C’est là toute la force littéraire du roman gothique. En flirtant avec le sublime, il nous rappelle tout ce que l’ombre, l’irrégulier, l’irrationnel, en d’autres termes l’humain, peuvent avoir de beau et d’esthétique. Qu’il peut y avoir de la beauté dans les ténèbres. Et que peut-être, c’est là que réside la vie, puisque, nous ne pouvons jamais totalement ni la comprendre ni l’appréhender, et encore moins l’enfermer dans la lumière de nos encyclopédies ou de nos dictionnaires.

Le roman gothique et le féminisme

Le roman gothique est souvent associé à une héroïne faible, sensible, victime de ses bourreaux. Femme passive.

Si l’héroïne des Mystères d’Udolphe répond partiellement à cette description, elle va tout de même au bout de sa quête et se montre capable de surmonter quantité d’aventures.

Par ailleurs, parmi les romans ultérieurs largement inspirés du roman gothique, bon nombre sont aujourd’hui qualifiés de « féministes ». C’est le cas de la Dame du manoir de Wildfell Hall, considéré comme le premier roman féministe. Ou encore de Mauprat de George Sand.

Comme je l’indiquais dans l’article sur la Dame du manoir de Wildfell Hall, il ne s’agit pas du féminisme tel qu’on le connait aujourd’hui. Et ces œuvres, si on ne les replace pas dans leur contexte ne nous semblent rien avoir de révolutionnaire.

J’aime voir un soupçon de féminisme dans le roman gothique. Et je n’imagine pas aujourd’hui mon « roman gothique idéal » sans cette caractéristique.

Un genre disparu qui pourrait renaître de ses cendres

Ce genre littéraire a disparu. Il continue toutefois d’infuser et un jour peut-être renaîtra-t-il de ses cendres sous une forme plus moderne. C’est tout ce que je souhaite personnellement.

Pourquoi ? Parce que le roman gothique, c’est une apologie de la vie. Ce qui en fait un genre plus intéressant que n’importe quel autre genre littéraire.

Plus suggestif que la science-fiction puisqu’il ne fait que suggérer le surnaturel sans jamais prendre totalement parti. Laissant le lecteur libre de choisir ce qu’il décide de croire.

Plus élégant que les romans d’horreur, puisqu’il ne se contente pas de faire gicler du sang par-ci par-là. Il ne se se contente pas de scènes qui, en étant trop explicites manquent d’une part d’élégance voire d’esthétique et qui, d’autre part, limitent l’imaginaire du lecteur, limitent son propre pouvoir ou rôle créatif dans la lecture.

Plus mystérieux que le roman policier puisque contrairement à lui, il ne prétend pas tout résoudre.
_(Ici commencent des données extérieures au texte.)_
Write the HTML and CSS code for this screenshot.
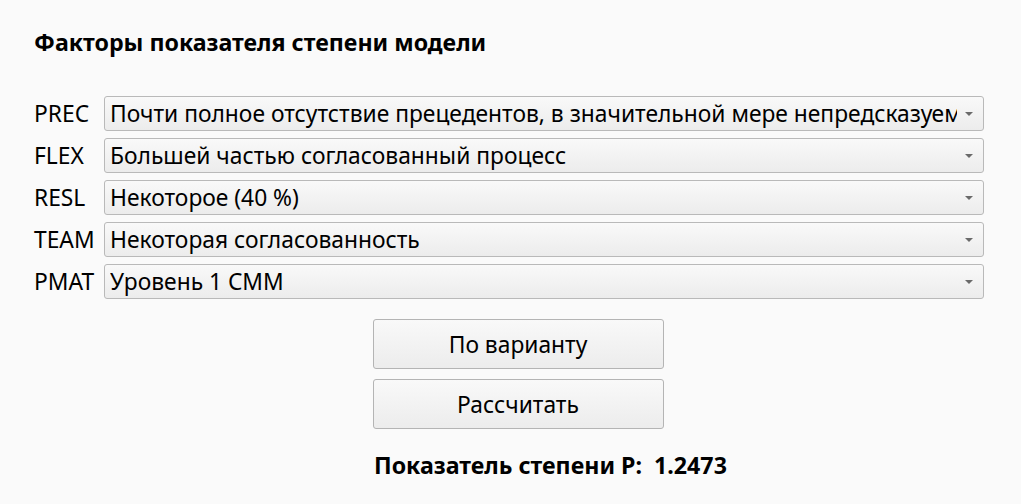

Le mystère faisant partie intégrante du genre. Comme il fait partie intégrante de la vie.

Plus passionnant que la littérature dite blanche par l’importance qu’il accorde à l’intrigue et à l’imaginaire qu’il utilise pour la construire.

Quelques romans

Romans gothiques

Romans influencés par les romans gothiques

Considérations personnelles

J’ai probablement une vision idéalisée du roman gothique.

Je le considère dans tout ce que j’aimerais qu’il soit, avec des exigences de modernité qui évidemment ne peuvent être remplies par des romans d’une autre époque.

Je suppose que c’est la raison pour laquelle aucun roman qualifié de gothique ne m’a jamais vraiment totalement convaincue.

En outre, les romans gothiques du 18ème privilégient peut-être la forme intéressante que leur offrait le style gothique au détriment du fond. Ce qui, naturellement, a tendance à déforcer le roman.

Il n’en reste pas moins que le roman gothique inspire toute mon écriture.

J’ai été plus convaincue par des romans influencés par le genre et plus particulièrement par les romans de Wilkie Collins, la Dame en blanc et Secret absolu, ou encore par les romans des soeurs Brontë, La Dame du manoir de Wildfell Hall et Les Hauts de Hurlevents.

J’ai apprécié d’autres romans influencés par le genre gothique, mais pour d’autres raisons. Mais je n’y ai pas retrouvé cette atmosphère gothique qui me séduit tant.

Il n’y a, selon moi, que les romans de Wilkie Collins et des soeurs Brontë qui aient réussi à exploiter tout ce que ce genre pouvait avoir de passionnant, sans négliger le fond.